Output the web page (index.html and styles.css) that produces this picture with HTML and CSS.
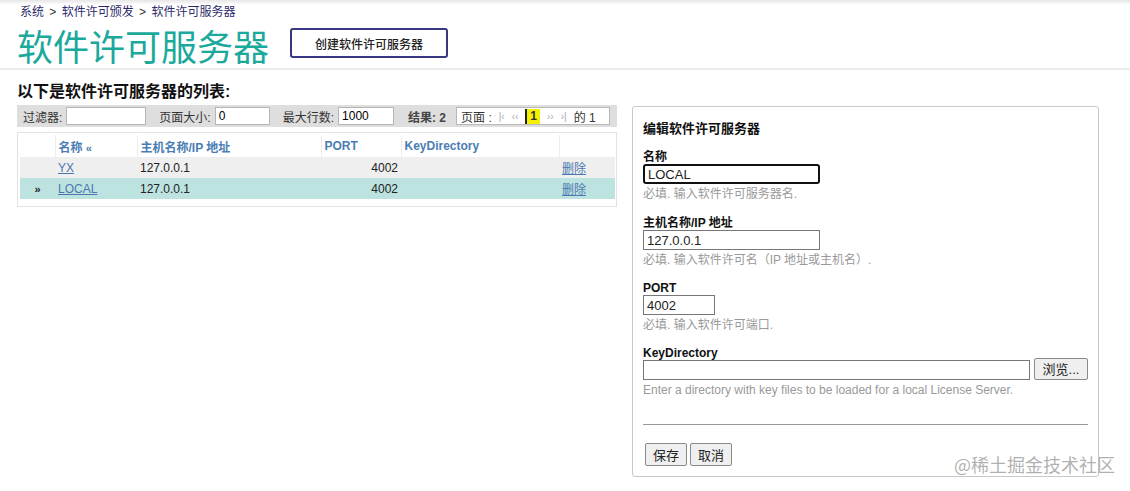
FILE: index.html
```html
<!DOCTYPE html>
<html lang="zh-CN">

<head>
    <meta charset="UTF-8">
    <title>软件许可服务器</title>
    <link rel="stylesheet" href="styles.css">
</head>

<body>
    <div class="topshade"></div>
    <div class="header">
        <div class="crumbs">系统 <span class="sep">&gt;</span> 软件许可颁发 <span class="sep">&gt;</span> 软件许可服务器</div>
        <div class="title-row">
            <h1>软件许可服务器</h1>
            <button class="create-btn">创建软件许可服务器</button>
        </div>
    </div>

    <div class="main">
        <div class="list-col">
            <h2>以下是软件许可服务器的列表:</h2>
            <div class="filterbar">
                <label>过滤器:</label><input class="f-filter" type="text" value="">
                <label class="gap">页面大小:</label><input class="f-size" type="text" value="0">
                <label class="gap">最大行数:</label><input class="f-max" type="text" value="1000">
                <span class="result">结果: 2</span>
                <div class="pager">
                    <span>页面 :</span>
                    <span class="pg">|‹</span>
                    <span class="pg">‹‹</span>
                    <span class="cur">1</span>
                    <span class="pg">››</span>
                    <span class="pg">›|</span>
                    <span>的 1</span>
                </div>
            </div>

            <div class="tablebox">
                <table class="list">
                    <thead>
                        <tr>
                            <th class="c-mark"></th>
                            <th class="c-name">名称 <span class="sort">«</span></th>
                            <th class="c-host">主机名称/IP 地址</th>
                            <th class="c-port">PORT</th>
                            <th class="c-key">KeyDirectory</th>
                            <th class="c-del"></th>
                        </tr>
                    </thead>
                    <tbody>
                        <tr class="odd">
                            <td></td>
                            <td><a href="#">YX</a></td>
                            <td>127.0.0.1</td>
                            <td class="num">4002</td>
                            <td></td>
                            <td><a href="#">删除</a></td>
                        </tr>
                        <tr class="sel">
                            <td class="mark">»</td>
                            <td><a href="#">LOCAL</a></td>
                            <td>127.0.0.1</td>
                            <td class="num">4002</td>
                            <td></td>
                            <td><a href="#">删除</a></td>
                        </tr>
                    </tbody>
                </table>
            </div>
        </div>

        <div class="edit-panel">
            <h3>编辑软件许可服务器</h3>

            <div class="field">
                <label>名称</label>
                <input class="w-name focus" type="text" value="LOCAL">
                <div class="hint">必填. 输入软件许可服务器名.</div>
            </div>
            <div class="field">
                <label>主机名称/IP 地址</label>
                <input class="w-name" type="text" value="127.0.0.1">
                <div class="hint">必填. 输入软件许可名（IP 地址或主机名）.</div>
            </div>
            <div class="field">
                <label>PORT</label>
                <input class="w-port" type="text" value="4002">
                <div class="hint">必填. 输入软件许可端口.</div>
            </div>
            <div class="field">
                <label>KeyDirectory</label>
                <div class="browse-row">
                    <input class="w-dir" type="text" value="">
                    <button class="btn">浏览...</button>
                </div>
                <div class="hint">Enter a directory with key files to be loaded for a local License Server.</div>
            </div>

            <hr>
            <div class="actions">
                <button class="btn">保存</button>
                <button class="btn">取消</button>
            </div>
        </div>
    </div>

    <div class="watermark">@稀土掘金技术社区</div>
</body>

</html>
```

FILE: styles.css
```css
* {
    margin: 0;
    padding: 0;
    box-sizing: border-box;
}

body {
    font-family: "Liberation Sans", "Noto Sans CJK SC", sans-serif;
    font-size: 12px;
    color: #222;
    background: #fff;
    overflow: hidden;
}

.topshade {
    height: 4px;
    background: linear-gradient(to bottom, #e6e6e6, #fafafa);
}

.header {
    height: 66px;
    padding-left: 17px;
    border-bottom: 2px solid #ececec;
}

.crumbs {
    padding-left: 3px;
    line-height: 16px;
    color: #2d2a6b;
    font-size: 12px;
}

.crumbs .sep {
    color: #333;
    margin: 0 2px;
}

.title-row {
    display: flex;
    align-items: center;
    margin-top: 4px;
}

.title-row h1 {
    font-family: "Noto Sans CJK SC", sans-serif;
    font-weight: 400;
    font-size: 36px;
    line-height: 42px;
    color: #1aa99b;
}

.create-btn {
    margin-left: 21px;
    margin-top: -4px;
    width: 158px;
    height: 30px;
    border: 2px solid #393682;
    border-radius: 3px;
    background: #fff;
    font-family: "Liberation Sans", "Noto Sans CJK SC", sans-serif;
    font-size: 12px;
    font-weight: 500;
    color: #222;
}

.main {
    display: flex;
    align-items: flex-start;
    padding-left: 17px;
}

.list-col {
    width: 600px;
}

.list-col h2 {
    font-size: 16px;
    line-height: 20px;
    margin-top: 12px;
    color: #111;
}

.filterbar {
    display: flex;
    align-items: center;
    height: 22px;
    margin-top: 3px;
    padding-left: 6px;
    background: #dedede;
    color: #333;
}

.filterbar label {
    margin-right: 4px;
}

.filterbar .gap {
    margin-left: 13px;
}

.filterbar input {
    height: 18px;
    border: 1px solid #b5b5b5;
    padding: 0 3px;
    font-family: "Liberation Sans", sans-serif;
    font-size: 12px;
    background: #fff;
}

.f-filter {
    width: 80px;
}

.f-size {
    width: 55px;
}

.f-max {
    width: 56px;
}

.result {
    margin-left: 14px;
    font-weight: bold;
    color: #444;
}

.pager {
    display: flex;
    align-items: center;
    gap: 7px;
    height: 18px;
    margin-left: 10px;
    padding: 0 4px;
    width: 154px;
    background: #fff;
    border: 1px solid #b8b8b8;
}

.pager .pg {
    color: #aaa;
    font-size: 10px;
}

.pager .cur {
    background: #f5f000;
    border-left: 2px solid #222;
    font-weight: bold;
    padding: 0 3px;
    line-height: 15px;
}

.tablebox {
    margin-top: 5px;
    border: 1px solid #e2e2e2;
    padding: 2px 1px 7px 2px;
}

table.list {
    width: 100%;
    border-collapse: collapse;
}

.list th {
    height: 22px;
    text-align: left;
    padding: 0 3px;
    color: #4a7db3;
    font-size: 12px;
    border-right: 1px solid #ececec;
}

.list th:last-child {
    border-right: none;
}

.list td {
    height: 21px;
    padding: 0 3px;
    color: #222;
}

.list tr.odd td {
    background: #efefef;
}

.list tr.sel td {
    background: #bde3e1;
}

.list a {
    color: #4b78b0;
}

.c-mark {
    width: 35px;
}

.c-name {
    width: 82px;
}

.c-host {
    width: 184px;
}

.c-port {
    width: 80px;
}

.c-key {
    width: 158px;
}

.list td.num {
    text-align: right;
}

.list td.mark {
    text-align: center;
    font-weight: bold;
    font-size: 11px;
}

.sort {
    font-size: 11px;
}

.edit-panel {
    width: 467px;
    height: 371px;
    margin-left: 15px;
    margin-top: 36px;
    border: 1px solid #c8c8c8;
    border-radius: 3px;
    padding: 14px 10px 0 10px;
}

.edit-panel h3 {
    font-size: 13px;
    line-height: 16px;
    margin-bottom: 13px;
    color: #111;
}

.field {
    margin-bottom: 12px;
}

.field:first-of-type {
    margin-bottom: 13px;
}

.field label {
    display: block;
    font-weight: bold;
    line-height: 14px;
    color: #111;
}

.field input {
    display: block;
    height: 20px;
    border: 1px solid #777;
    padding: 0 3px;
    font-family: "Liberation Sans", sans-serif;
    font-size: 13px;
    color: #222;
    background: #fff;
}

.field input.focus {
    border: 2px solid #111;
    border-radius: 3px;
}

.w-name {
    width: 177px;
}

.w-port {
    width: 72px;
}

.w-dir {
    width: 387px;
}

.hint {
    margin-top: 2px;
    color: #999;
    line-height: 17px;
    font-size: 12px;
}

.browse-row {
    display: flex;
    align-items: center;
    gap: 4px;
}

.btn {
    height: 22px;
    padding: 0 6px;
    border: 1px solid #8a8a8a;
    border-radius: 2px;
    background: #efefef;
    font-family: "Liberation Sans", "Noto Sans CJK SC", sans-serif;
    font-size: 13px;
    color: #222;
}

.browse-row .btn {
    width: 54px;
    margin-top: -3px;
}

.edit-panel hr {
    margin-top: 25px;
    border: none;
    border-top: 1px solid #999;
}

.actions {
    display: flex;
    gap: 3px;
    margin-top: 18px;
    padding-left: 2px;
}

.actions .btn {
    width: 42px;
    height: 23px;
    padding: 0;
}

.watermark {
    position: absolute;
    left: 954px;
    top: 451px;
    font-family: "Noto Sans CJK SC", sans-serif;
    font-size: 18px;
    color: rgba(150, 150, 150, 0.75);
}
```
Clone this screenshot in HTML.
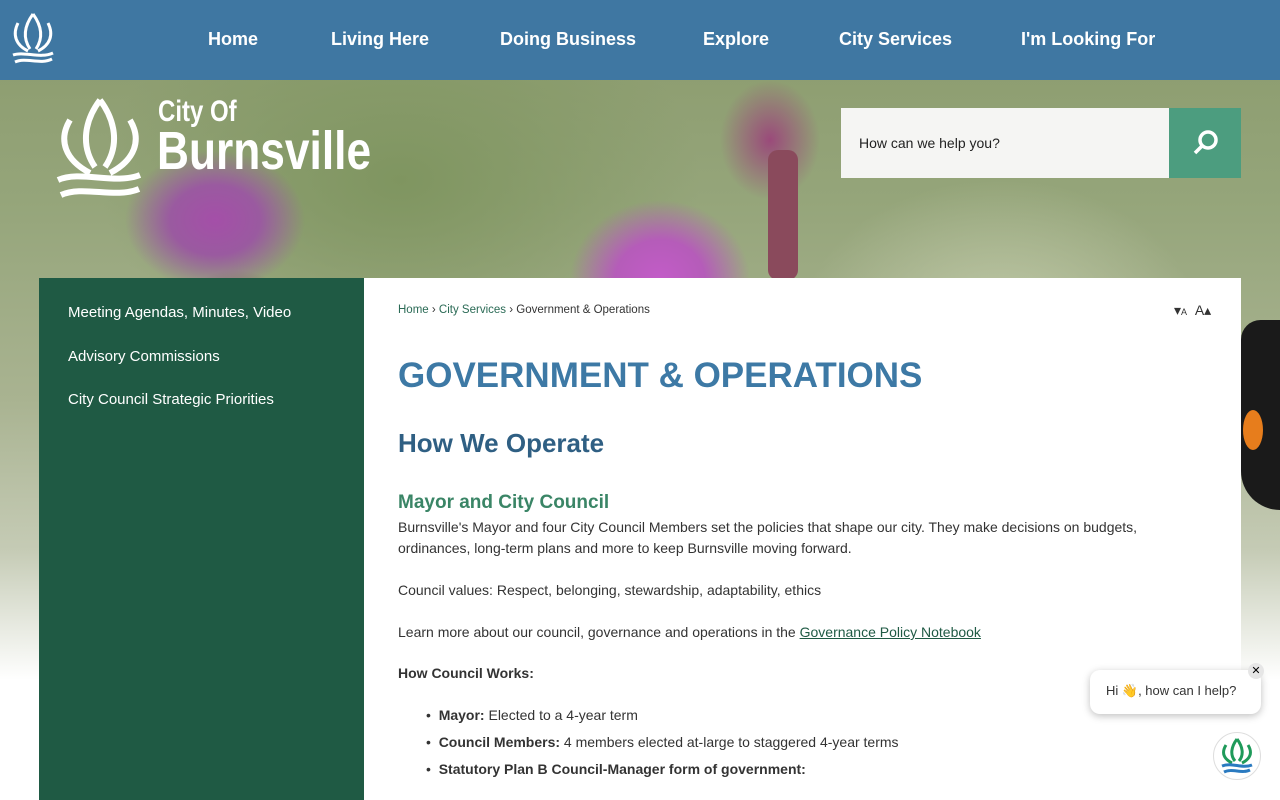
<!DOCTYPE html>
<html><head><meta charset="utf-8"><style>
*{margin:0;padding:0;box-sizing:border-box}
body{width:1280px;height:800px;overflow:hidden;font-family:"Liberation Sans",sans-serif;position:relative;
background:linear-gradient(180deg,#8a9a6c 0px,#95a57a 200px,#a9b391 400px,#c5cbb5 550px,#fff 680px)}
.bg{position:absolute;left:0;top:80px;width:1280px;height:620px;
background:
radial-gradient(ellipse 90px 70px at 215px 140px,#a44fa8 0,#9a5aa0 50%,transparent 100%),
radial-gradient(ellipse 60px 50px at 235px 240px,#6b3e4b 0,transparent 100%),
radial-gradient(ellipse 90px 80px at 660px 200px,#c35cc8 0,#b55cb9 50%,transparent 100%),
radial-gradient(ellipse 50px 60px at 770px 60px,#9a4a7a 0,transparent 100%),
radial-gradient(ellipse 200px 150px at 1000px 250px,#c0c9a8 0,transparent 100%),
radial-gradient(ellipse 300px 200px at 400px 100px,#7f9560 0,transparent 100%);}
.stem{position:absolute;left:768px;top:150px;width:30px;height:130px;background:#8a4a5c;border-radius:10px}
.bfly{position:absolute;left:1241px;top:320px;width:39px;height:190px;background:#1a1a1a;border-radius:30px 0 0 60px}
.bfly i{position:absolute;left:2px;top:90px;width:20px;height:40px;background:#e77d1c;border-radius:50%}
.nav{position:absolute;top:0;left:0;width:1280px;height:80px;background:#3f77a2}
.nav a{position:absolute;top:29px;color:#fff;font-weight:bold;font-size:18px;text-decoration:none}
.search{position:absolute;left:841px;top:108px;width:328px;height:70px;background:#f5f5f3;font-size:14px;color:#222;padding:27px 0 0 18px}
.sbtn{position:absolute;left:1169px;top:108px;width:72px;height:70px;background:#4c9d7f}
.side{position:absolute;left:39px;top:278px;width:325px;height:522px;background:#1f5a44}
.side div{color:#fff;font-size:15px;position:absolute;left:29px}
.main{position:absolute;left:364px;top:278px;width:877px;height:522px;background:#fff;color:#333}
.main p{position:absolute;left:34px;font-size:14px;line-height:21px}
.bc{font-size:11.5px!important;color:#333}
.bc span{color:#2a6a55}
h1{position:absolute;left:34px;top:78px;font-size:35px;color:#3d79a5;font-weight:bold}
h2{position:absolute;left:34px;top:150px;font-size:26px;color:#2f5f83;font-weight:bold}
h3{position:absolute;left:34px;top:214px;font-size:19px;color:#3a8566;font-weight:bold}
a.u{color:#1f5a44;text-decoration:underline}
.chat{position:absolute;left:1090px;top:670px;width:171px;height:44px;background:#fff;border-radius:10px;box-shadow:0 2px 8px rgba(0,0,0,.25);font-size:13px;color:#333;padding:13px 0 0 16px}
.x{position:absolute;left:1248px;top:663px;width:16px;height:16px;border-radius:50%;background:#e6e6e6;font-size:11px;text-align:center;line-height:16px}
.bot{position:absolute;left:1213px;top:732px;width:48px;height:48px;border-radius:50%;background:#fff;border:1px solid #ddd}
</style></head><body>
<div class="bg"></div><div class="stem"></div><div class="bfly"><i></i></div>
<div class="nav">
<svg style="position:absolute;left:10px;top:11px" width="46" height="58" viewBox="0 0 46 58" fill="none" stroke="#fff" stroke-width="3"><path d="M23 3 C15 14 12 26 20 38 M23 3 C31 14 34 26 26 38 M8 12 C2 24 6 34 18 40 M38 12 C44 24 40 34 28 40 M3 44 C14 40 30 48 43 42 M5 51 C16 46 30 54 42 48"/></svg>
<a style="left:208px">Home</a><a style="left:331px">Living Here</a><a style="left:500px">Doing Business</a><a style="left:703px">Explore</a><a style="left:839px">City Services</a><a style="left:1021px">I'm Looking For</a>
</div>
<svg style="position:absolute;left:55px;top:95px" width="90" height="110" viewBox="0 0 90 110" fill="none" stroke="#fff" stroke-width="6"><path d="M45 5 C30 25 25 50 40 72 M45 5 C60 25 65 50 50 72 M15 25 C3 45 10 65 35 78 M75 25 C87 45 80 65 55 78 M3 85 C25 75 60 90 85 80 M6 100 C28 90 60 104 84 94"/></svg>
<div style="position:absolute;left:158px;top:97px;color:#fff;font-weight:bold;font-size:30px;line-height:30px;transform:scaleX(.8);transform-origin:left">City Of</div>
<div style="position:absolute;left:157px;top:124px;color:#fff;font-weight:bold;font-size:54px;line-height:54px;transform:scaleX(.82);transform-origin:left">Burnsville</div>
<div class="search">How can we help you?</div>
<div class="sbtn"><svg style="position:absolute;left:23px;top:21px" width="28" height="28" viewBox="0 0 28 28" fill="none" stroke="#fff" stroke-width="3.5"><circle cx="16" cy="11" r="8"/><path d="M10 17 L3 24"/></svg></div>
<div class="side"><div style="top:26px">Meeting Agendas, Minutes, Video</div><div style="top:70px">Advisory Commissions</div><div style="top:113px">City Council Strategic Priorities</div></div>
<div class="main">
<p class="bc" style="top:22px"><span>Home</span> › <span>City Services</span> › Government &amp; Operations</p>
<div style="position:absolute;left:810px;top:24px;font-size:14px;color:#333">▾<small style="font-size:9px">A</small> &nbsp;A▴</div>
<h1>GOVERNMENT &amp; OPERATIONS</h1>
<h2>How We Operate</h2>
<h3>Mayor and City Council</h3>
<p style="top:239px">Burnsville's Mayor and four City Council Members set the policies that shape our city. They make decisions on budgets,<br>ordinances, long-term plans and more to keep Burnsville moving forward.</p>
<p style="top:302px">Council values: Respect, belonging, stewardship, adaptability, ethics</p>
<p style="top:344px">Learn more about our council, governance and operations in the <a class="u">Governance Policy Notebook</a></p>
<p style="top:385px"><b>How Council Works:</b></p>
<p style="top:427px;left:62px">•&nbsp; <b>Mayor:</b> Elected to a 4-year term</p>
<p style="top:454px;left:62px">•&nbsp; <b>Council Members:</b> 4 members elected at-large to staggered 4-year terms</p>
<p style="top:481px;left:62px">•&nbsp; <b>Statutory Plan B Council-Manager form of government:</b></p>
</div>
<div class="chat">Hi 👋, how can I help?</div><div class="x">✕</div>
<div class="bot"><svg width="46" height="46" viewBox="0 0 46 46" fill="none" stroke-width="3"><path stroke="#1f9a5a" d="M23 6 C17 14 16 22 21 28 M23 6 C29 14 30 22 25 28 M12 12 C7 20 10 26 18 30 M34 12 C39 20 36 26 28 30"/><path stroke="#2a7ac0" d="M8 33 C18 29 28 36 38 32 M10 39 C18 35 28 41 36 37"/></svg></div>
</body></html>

Your task:
Scan the material above. Extract every line in which the word "that" occurs.

Final answer:
Output the web page (index.html and styles.css) that produces this picture with HTML and CSS.
<p style="top:239px">Burnsville's Mayor and four City Council Members set the policies that shape our city. They make decisions on budgets,<br>ordinances, long-term plans and more to keep Burnsville moving forward.</p>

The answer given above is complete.